After Pastor Mac’s sermon, (You can see it HERE) I’m still thinking about angels. I’ve been thinking about words. I knew they were powerful, but now there is an even more power and potential danger layered into them. My words impact the angels around me-the light and the dark ones.
I also feel like I have one of the coolest sidekicks ever hanging out, keeping me on the level. Now that I have a real connection with God, and I understand my connection to Jesus, I’m aware of these additional supernatural things. I want to be what God created me to be, and I don’t want to let God down, and I don’t want to let this angel down either. The angel’s got my back so I can do what God wants me to do here. We’re on the same team, both serving God. I look back at my religious upbringing and I can just picture my angel sitting in church with me wringing its hands. I feel kind of bad. My angels had to sit around and wait for me to wake up.
I wonder if they were as frustrated as I was with the lack of information I was given? After growing up in a mild, “progressive”, protestant church I feel like certain things were not taught. I didn’t understand how the Holy Ghost operates until five years ago. When my friend Terri pleaded the blood over me one after noon in 2008 I was completely lost. “What is this woman doing, and what does blood have to do with it?” I think a lot of science verses teachings from the Bible could be settled with one good lesson on God’s time. And don’t get me started on the lack of information taught about the book of revelations. Do we believe this or not? Why is it such a stretch to trust people’s faith? The pastors I grew up with didn’t want to rattle people’s cages, or alienate anyone. These topics were off limits and to ripe with pitfalls. What was taught was all feel good things, happy relatable stories that maybe touched on the scripture of the week. It taught me nothing. Same order of scripture being taught at a certain point in time on the calendar. I seriously can’t recall a sermon between the years of 1997-2006. It made no impact on me or my development spiritually. Basically most of my young adult life, I came away from service with nothing. If that is not a testament to my faith-because I still believed, then I don’t know what is. But I was a baby Christian. I might know a little more now, but this faith thing-and walking with God- it’s a journey. I’m still learning new stuff, and here’s a revelation, that’s okay. You don’t graduate from a confirmation class at the age of thirteen and magically arrive.
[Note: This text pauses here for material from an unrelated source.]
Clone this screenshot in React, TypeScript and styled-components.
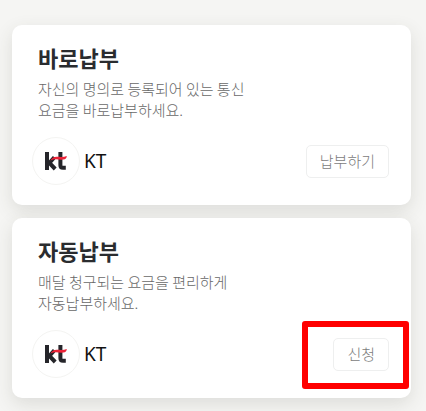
import React from "react";
import styled, { createGlobalStyle } from "styled-components";

const GlobalStyle = createGlobalStyle`
  * { box-sizing: border-box; }
  body {
    margin: 0;
    background: #f5f5f3;
    font-family: "Noto Sans CJK KR", "Noto Sans", sans-serif;
    overflow: hidden;
  }
`;

const Page = styled.main`
  display: flex;
  flex-direction: column;
  gap: 13px;
  height: 100vh;
  overflow: hidden;
  padding: 25px 15px 0 12px;
`;

const Card = styled.section`
  flex: none;
  padding: 18px 22px 20px 20px;
  border-radius: 10px;
  background: #fff;
  box-shadow: 0 6px 18px rgba(60, 60, 50, 0.13);
`;

const Title = styled.h2`
  margin: 0 0 7px 6px;
  font-size: 22px;
  line-height: 28px;
  font-weight: 700;
  color: #2a2c2f;
`;

const Description = styled.p`
  max-width: 220px;
  margin: 0 0 17px 6px;
  font-size: 15px;
  line-height: 21px;
  font-weight: 300;
  color: #686868;
  word-break: keep-all;
`;

const ProviderRow = styled.div`
  display: flex;
  align-items: center;
`;

const LogoCircle = styled.span`
  display: grid;
  place-items: center;
  width: 48px;
  height: 48px;
  border: 1px solid #f4f4f2;
  border-radius: 50%;
`;

const ProviderName = styled.span`
  flex: 1;
  margin-left: 4px;
  font-family: "Noto Sans", sans-serif;
  font-size: 19px;
  line-height: 24px;
  color: #111;
`;

const ActionArea = styled.div`
  position: relative;
`;

const ActionButton = styled.button`
  display: block;
  height: 33px;
  padding: 0 13px;
  border: 1px solid #eeefef;
  border-radius: 5px;
  background: #fff;
  font: inherit;
  font-size: 15px;
  line-height: 20px;
  font-weight: 300;
  color: #7c7c7c;
  cursor: pointer;
`;

const Highlight = styled.span`
  position: absolute;
  inset: -17px -20px -18px -31px;
  border: 6px solid #f00;
  border-radius: 3px;
  pointer-events: none;
`;

function KtLogo() {
  return (
    <svg width="24" height="20" viewBox="0 0 24 20" fill="none" aria-hidden="true">
      <path d="M3 1V19" stroke="#25252a" strokeWidth="4" />
      <path d="M10.4 6.2 5.4 12l5.8 6" stroke="#25252a" strokeWidth="4" />
      <path d="M16.4 1V14.2q0 2.6 2.6 2.6h2.8" stroke="#25252a" strokeWidth="4" />
      <path d="M6.4 9.6C8.6 5.4 11.5 5.4 15 5.8c3 .3 5 .3 7.8-.7-.2 2.3-1.2 3.3-3.4 3.5-4.7.4-8.8-1.3-13 1Z" fill="#ec2338" />
    </svg>
  );
}

interface PaymentCardProps {
  title: string;
  description: string;
  action: string;
  highlighted?: boolean;
}

function PaymentCard({ title, description, action, highlighted }: PaymentCardProps) {
  return (
    <Card>
      <Title>{title}</Title>
      <Description>{description}</Description>
      <ProviderRow>
        <LogoCircle><KtLogo /></LogoCircle>
        <ProviderName>KT</ProviderName>
        <ActionArea>
          <ActionButton type="button">{action}</ActionButton>
          {highlighted && <Highlight />}
        </ActionArea>
      </ProviderRow>
    </Card>
  );
}

export default function App() {
  return (
    <>
      <GlobalStyle />
      <Page>
        <PaymentCard
          title="바로납부"
          description="자신의 명의로 등록되어 있는 통신 요금을 바로납부하세요."
          action="납부하기"
        />
        <PaymentCard
          title="자동납부"
          description="매달 청구되는 요금을 편리하게 자동납부하세요."
          action="신청"
          highlighted
        />
      </Page>
    </>
  );
}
For the longest time I felt like I had this dirty secret, because the truth was I didn’t understand it all. If I did admit my secret to those around me their patent answer was, “Just read the Bible.” I think that’s terrible advice. Yes, you should read it, you should know it-but when you tell a person to read a book for the first time, usually they go read it cover to cover. With the Bible this might not always be the best approach. The stuff about who begot who, and the proper way to prepare meat is going to loose a few readers. And if they stop reading in the Old Testament they will only read about the God who was not always depicted as the most merciful. Under the old covenant you had to be chosen to have communication with God. And look out if you fell out of favor. I remember as a kid wondering why the mini Bibles only had the books from the New Testament? Now I get it. And I think it’s great advice when I hear people at my current church recommend the first book you read as being the book of John.
How did I make it through the long years of confusion? There was one truth I clung to , it carried me, and kept me afloat. I knew God had a plan for me. It’s why I’m here, it’s what this whole life thing is about. It’s not my plan either. Whenever I wasn’t sure where I was going, or what I should be doing, I prayed. God always came through to show me or help me back onto the right path.
“For I know the plans I have for you,” Says the Lord. “They are plans for good and not for disaster, to give you a future and a hope.” -Jeremiah 29:11
It’s my opinion there are a whole lot of Christians out there who don’t really know a lot about what they claim as their religion. They’re lost and confused. They’re running on the opinion the Bible is a pretty set of stories and you can pick and choose what fits into your idea of right and wrong. If you don’t believe it all “that’s okay”. People who have more faith in media and news journalists than in what has been painstakingly passed to us from ancient times. I pick on these people because I use to be one, I use to think that way. Mainly I was there because of my own naiveté, but I think I was also there because my religious upbringing was in the hands of churches that were afraid to teach what the word says. They were to afraid to get trapped talking about the supernatural in the Bible. Those churches are chicken. They are to chicken to take it, and revel in it, and get excited about life here on earth-in God’s favor, with angels, the Holy Ghost, our future in Heaven, and “gasp” the rapture.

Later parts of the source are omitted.